Por: Glailson Santos, de Belém, PA
Outubro chegou. No ano em que Belém comemora 400 anos de existência, respira-se a chegada de uma de minhas épocas favoritas, outubro, o mês rubro. É impossível ser paraense e ter crescido nas calorosas cercanias de Belém e não ser tocado pelo delicioso aroma de maniva e tucupi pelas ruas da cidade, pela mudança na rotina que antecede a grande celebração da história e da cultura paraense, sendo ou não devoto da santa.
É impossível se reivindicar revolucionário e não sentir em outubro o eco dos aguerridos operários, soldados e camponeses que na distante e gelada Rússia tomaram nas mãos os próprios destinos, inspirados pela inédita experiência dos comunnard franceses e pelas ideias legadas pela destemida confraria de gênios renegados que foi a Liga dos Comunistas de Marx, Engels e tantos outros.
Outubro, para mim, é o momento em que a celebração e o orgulho de nossas raízes indígenas, quilombolas e cabanas misturam-se à consciência histórica e internacionalista de que nós, os revolucionários, somos hoje os herdeiros de uma longa tradição de rebeldes inquietos e destemidos que, em todo o mundo e pelo menos ao longo dos últimos 145 anos, sem que nos contentemos em lutar apenas por nossa própria sobrevivência cotidiana, temos ousado buscar construir um mundo livre de toda a forma de opressão e exploração.
Um sonho grande demais para caber nas urnas, algo pelo qual vale a pena deixar a cama todas as manhãs. Como ateu e comunista, o Círio tem, para mim, um significado que vai muito além da catarse religiosa. Ele é a celebração da história e da cultura de um povo historicamente oprimido e explorado que, apesar de tudo, não perde a disposição para lutar e celebrar.
É o passeio com as crianças ao ITA, a iconoclastia do Auto do Círio pelas ruas da Cidade Velha, a tradicional Festa da Chiquita celebrando todas as formas de amor e desafiando a moralidade hipócrita das carolas de plantão, o Arrastão do Pavulagem subindo a Avenida Presidente Vargas rumo à praça da República, o almoço de domingo em volta das iguarias típicas de nossa terra, na companhia de nossos entes queridos.
Mas, é também o espectro dos rebeldes tupinambás, dos insubmissos quilombolas e dos revolucionários cabanos que resistem e insistem em rondar os poderosos, como na luta estudantil pela meia passagem que há pouco mais de duas décadas incendiava as ruas da capital paraense. Ou como nos ventos de junho que, ainda mais recentemente, sopraram sobre nossa Cidade Morena, trazendo uma brisa fresca que persiste em um ambiente por muito tempo estagnado.

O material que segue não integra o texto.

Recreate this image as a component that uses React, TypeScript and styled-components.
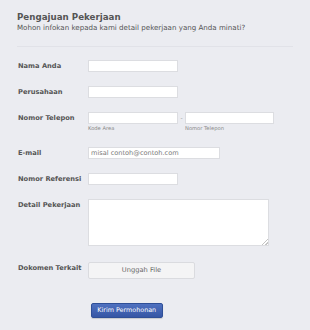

No Círio, Belém é tomada por milhões de trabalhadores vindos do Interior do estado e de vários outros lugares do Brasil e do mundo. Uma massa de mulheres e homens, em maioria humildes ribeirinhos e camponeses, mas também operários, trabalhadores que entregam o sangue e as vidas para extrair as riquezas de nosso solo, construir os lares suntuosos da elite paraense e mover os grandes projetos que o capital internacional usa para nos saquear.
O que os leva a tomarem as ruas de Belém aos milhões, como uma inundação, uma verdadeira pororoca de corpos, histórias, sonhos e expectativas? A miséria, o desespero e a aparente impotência diante de uma realidade cada dia mais brutal, cruel e impiedosa. É isso que os anima a buscarem nas promessas à santa e nas orações fervorosas uma saída individual para os problemas que afligem a todos nós. Mas, ainda assim, quase sempre cegos pelos véus da ideologia dominante, a classe trabalhadora busca instintivamente a união, confluindo como uma grande piracema anual às ruas de Belém, unidos por um sentimento de fraternidade, promovendo um espetáculo imponente e memorável diante do qual é impossível não se admirar.
O que essa massa de oprimidos e explorados unidos e mobilizados não seria capaz de realizar livre das amarras ilusórias que os mantêm subjugados, clamando por um milagre, ou pela redenção no além-túmulo? Eu vejo o mar de corpos negros e caboclos que toma as ruas ensolaradas de Belém e lembro de nossos irmãos que marcharam sobre a gelada São Petersburgo em um outubro passado.
E sonho com o dia em que em nosso próprio outubro marchemos pelas ruas de Belém e de todo o mundo, aos milhões, de olhos desvelados, finalmente livres para construir na Terra o futuro que aqueles que detêm o poder, com lábios encharcados de malícia e hipocrisia, nos prometeram para o céu. Um Círio cheio de otimismo revolucionário para todos nós!